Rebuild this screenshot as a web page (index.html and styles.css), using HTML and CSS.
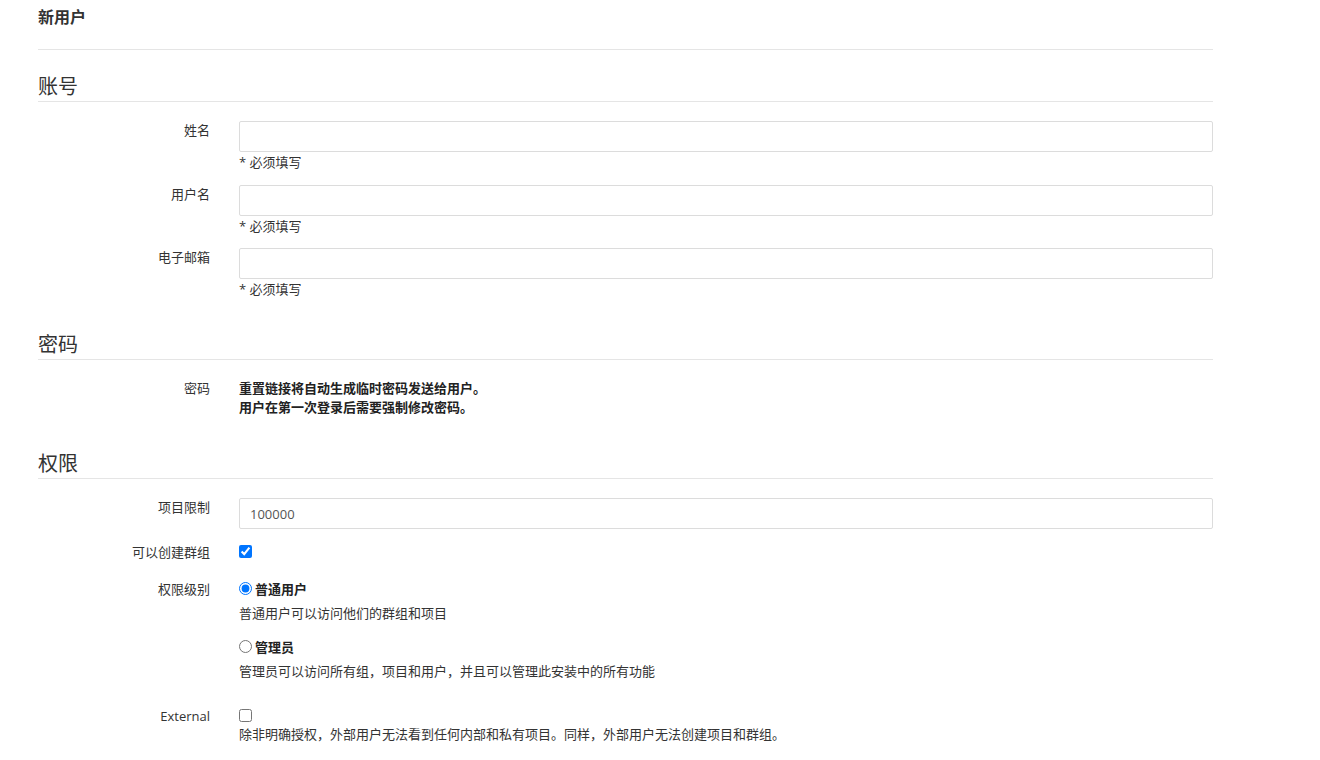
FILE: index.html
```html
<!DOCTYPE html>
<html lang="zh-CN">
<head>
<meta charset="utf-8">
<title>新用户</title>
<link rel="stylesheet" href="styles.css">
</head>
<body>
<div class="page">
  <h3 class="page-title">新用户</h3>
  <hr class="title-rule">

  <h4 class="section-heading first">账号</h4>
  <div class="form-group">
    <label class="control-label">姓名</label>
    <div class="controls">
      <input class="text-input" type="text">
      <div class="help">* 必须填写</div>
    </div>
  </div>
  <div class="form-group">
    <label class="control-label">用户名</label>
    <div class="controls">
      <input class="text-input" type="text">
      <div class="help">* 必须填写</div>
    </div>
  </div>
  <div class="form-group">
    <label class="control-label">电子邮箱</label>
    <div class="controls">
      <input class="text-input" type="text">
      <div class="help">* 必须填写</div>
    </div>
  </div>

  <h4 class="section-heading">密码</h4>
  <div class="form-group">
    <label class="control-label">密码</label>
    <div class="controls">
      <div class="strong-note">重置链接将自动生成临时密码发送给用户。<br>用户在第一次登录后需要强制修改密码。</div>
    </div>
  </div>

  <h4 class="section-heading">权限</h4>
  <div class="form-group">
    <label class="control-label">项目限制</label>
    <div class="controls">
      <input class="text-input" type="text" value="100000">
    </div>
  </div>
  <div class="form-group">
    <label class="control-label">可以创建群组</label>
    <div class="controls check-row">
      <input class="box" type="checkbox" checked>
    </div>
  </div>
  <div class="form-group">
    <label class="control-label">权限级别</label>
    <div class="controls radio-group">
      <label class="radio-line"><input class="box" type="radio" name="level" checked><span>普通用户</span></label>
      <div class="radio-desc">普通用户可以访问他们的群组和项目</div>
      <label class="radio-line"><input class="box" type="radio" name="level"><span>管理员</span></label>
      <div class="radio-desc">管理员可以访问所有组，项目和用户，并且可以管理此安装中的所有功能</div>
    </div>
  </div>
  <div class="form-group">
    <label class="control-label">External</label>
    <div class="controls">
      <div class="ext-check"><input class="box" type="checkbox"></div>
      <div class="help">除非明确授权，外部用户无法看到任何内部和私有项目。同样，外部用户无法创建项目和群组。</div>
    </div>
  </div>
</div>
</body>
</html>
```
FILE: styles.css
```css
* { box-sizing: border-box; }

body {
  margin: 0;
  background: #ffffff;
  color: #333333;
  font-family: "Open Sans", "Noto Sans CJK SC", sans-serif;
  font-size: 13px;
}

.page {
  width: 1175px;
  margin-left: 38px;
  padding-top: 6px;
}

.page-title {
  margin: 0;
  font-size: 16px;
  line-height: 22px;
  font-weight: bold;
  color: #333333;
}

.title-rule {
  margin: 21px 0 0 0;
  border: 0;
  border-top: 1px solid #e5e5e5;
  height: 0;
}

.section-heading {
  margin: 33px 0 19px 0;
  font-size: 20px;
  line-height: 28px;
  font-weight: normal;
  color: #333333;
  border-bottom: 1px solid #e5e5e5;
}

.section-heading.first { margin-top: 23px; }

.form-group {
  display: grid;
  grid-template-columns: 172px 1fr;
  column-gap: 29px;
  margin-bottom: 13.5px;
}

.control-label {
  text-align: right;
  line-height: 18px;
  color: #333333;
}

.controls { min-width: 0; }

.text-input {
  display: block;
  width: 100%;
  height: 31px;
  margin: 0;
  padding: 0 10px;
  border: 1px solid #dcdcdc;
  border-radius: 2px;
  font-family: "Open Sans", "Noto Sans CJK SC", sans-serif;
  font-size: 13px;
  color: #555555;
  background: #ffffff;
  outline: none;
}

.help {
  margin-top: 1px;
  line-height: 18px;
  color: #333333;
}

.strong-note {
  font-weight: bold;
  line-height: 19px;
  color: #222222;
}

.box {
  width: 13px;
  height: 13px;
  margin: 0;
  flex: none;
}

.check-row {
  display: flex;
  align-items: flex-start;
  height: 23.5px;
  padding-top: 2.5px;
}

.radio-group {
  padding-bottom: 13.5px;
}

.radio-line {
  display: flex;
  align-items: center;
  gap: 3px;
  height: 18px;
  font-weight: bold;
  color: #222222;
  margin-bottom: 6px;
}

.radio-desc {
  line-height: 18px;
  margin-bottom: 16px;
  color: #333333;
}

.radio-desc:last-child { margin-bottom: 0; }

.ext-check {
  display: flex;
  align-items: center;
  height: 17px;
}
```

■ ■ ■ ■ ■ ■ ■

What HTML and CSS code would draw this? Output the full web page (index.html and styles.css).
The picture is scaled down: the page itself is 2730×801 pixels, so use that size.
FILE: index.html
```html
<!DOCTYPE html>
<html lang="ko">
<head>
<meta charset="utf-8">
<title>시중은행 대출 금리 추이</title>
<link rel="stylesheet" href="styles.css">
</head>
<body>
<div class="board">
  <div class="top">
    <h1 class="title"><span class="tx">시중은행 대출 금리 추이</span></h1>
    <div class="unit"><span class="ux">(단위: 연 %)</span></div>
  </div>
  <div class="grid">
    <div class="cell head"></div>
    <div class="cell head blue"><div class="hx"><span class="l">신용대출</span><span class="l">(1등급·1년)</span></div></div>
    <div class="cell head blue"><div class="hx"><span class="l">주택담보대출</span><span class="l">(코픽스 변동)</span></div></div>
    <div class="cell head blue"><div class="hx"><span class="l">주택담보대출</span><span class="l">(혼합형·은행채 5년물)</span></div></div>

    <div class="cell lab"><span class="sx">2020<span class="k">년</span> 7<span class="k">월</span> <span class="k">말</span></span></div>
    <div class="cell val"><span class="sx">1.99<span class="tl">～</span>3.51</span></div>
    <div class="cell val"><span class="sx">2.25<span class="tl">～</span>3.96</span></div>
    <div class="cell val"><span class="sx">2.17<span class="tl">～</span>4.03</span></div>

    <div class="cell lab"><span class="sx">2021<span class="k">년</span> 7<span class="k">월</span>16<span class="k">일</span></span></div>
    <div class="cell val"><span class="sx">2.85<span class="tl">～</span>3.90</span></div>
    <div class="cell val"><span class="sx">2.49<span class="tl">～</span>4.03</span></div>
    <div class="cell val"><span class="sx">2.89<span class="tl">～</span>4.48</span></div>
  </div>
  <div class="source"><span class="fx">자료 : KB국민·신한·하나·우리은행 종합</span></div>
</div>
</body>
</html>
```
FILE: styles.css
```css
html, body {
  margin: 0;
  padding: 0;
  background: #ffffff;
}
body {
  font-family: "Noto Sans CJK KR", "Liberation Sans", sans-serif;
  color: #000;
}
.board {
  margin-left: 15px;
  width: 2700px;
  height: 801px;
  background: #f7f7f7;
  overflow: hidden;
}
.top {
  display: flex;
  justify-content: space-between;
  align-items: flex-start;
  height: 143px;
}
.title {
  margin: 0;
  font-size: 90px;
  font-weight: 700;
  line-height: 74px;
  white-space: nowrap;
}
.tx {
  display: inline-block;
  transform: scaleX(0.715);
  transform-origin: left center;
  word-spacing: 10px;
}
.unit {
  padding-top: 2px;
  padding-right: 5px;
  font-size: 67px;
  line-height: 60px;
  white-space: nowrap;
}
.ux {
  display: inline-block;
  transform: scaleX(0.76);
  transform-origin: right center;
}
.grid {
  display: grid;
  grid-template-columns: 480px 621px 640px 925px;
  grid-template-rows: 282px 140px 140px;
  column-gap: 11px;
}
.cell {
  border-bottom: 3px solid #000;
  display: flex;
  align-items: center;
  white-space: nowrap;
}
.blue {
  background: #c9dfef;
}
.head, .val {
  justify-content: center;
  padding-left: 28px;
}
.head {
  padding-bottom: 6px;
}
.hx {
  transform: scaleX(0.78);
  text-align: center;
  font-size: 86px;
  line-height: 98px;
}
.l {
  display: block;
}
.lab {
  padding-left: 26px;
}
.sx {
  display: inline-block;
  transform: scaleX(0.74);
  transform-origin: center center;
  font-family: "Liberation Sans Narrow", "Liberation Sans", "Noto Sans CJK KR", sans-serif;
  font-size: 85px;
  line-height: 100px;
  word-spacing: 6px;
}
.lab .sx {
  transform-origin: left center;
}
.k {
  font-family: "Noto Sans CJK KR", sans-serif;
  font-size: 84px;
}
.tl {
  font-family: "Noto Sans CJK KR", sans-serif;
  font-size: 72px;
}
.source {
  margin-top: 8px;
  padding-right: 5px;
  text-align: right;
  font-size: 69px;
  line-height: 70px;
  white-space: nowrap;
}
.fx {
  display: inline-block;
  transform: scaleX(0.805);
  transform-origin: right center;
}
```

■ ■ ■ ■ ■ ■ ■

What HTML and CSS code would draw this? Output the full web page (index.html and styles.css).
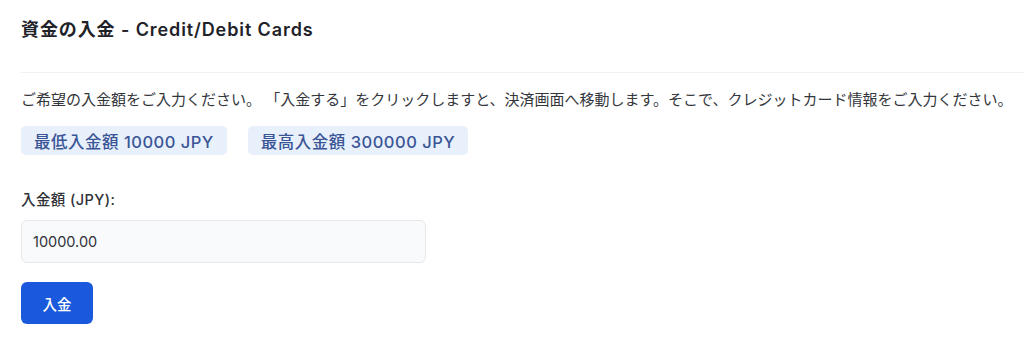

■ ■ ■ ■ ■ ■ ■

## The exercise
Take each line of the material that contains the word "size" and list it.

## Exercise solution
  font-size: 13px;
  font-size: 16px;
  font-size: 20px;
  font-size: 13px;
The picture is scaled down: the page itself is 2730×801 pixels, so use that size.
  font-size: 90px;
  font-size: 67px;
  font-size: 86px;
  font-size: 85px;
  font-size: 84px;
  font-size: 72px;
  font-size: 69px;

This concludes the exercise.